__Requirements__
In the listing below, find every line with the string "this" and pull it out.

__Recorded data__

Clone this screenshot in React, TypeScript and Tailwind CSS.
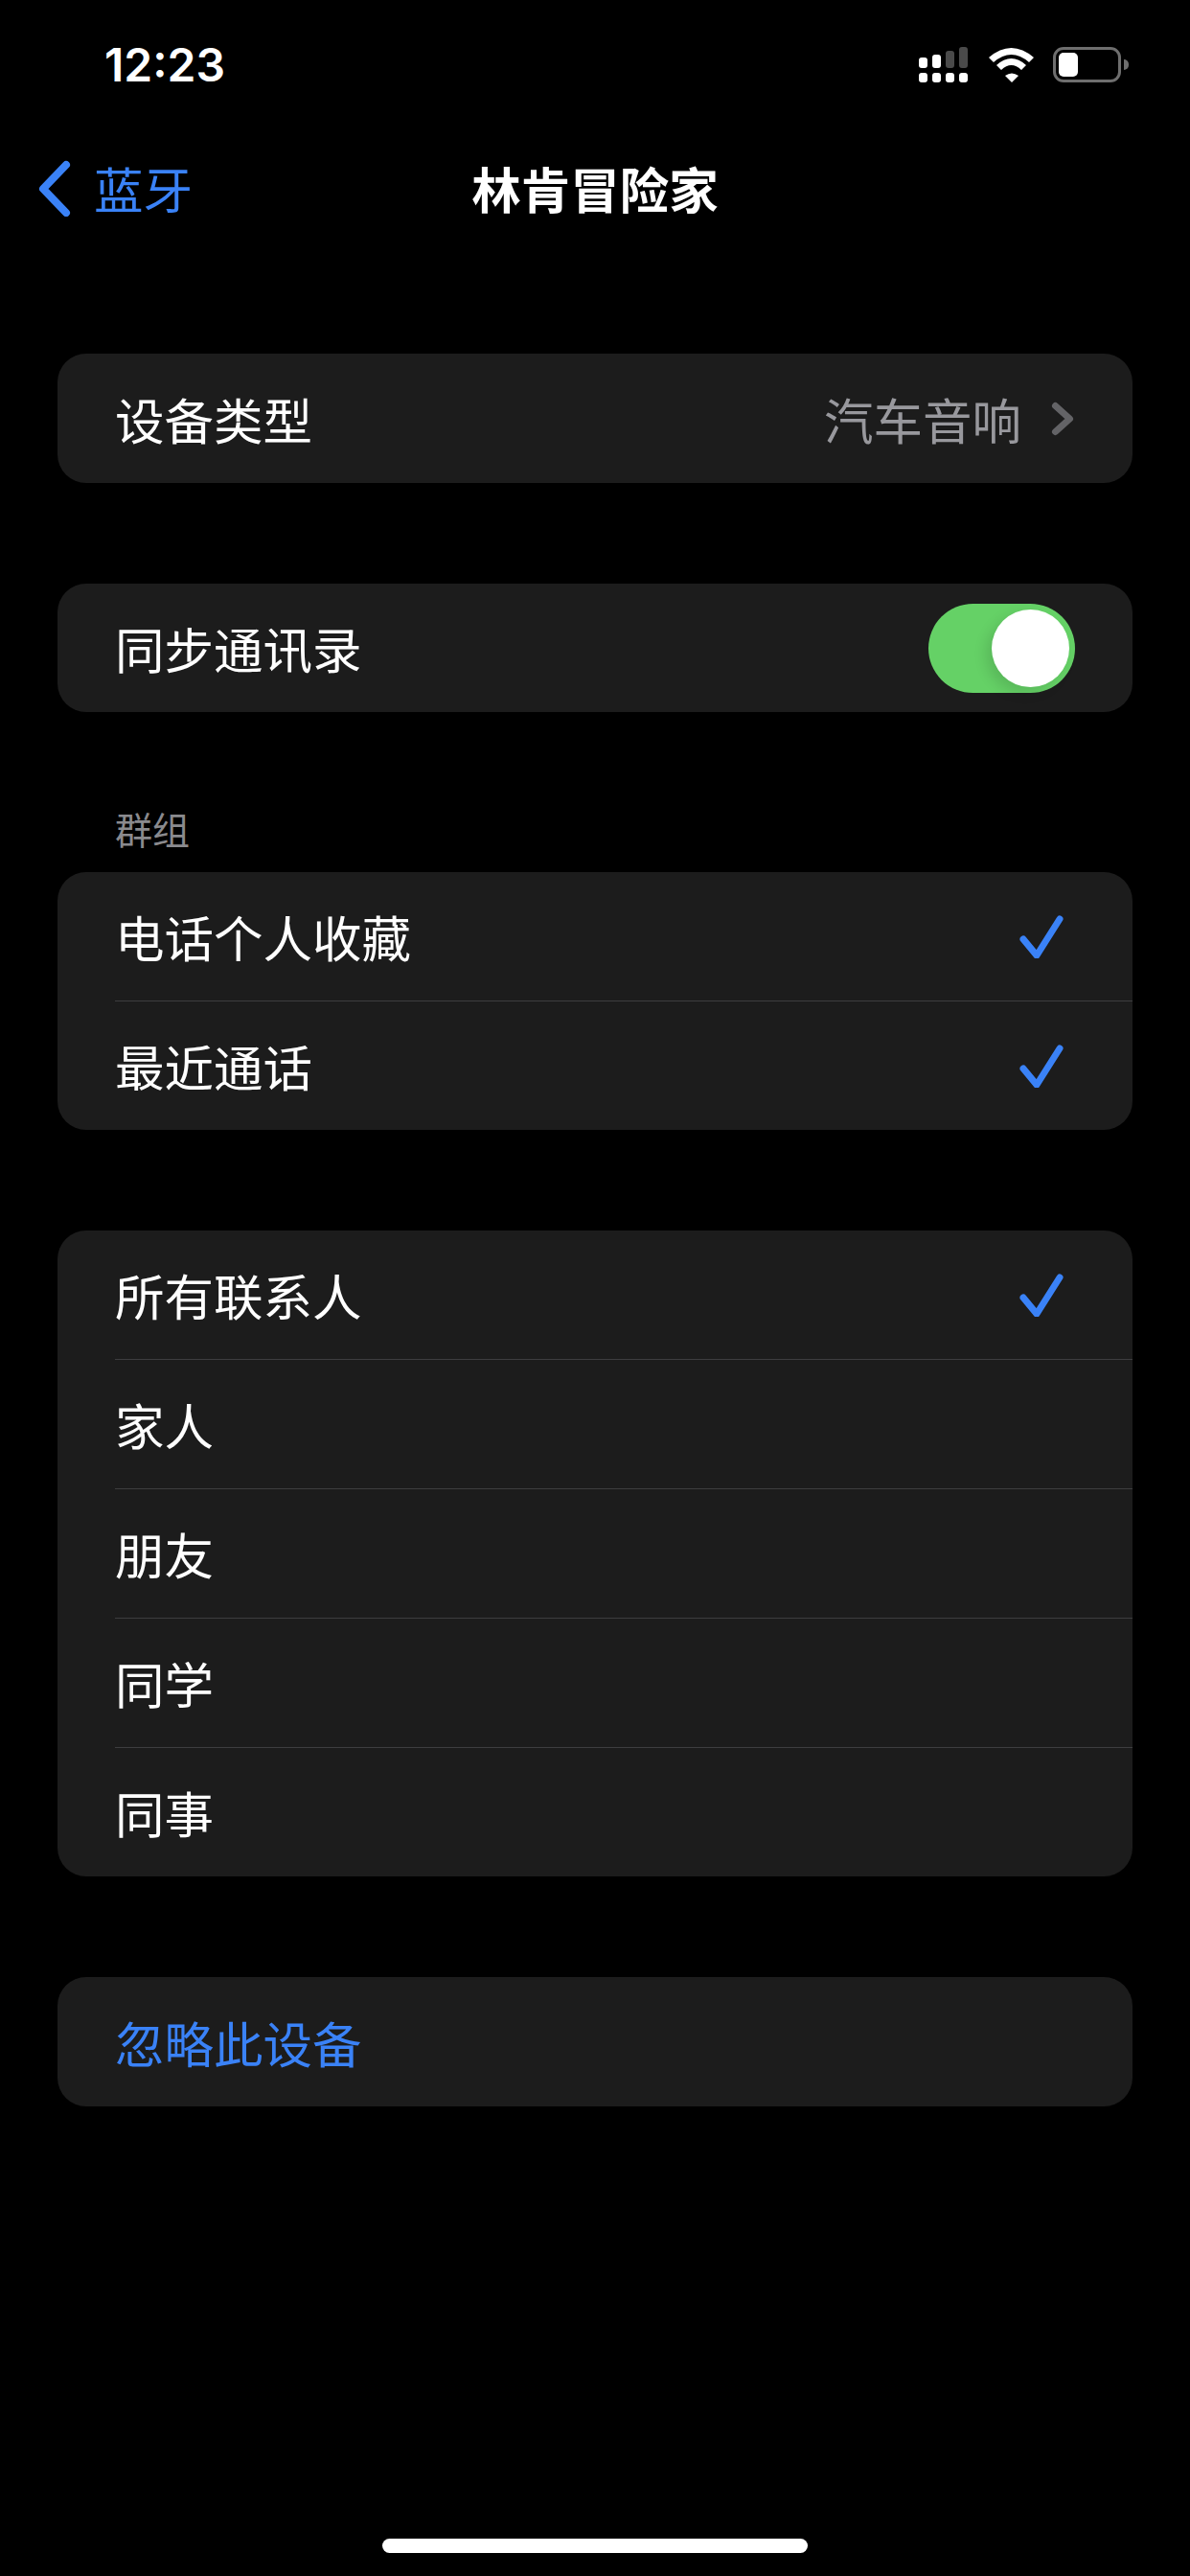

* * *

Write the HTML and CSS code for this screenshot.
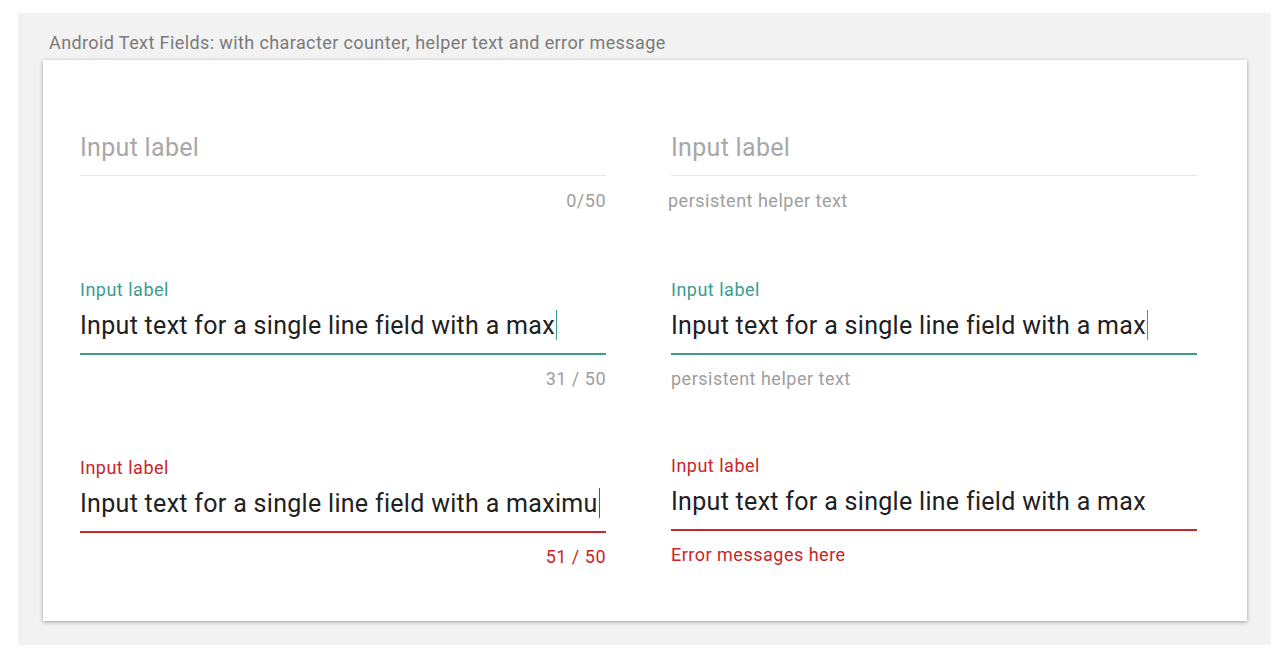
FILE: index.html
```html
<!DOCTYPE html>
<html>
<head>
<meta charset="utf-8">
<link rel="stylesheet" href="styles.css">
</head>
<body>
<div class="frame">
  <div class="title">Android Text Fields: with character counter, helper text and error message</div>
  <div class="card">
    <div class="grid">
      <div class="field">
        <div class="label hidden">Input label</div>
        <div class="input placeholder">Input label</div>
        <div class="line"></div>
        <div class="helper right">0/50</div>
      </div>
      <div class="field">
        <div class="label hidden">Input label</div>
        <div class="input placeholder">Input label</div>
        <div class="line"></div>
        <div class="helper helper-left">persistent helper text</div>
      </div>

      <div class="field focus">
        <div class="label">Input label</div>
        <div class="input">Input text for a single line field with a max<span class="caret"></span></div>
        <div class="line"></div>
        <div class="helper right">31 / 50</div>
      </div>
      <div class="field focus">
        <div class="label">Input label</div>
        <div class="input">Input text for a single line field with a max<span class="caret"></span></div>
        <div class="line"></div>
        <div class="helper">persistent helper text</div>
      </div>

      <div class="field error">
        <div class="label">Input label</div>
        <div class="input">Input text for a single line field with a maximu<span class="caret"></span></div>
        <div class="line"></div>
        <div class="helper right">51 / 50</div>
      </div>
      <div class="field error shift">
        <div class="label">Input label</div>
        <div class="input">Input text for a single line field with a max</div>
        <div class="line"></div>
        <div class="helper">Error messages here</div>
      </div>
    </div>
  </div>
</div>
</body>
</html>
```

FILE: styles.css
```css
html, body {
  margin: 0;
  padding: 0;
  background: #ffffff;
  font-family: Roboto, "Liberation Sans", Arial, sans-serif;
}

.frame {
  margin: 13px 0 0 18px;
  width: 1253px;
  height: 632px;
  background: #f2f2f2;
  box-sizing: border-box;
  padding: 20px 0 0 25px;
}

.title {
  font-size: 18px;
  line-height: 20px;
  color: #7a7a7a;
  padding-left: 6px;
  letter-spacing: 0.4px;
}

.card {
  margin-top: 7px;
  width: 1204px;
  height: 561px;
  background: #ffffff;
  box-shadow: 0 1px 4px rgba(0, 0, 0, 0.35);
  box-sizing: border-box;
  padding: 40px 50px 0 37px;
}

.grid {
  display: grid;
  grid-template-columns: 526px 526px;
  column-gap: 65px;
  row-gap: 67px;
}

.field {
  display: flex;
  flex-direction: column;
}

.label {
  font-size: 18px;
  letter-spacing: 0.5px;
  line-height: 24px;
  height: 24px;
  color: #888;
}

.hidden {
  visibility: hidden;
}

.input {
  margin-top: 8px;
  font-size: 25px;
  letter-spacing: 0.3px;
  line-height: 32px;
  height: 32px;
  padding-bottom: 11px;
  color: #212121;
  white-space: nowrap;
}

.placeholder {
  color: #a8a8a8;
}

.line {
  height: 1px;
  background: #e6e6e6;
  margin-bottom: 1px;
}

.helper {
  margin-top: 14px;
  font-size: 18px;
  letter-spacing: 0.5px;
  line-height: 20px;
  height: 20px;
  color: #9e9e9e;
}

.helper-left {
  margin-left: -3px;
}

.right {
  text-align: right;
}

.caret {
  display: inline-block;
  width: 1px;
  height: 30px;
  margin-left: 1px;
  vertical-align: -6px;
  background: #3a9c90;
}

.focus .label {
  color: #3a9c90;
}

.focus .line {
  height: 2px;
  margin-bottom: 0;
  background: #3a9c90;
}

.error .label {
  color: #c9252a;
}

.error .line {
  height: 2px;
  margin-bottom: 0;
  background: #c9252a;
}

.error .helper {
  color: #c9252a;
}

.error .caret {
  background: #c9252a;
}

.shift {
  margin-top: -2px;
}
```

__Final answer__
Clone this screenshot in React, TypeScript and Tailwind CSS.
Write the HTML and CSS code for this screenshot.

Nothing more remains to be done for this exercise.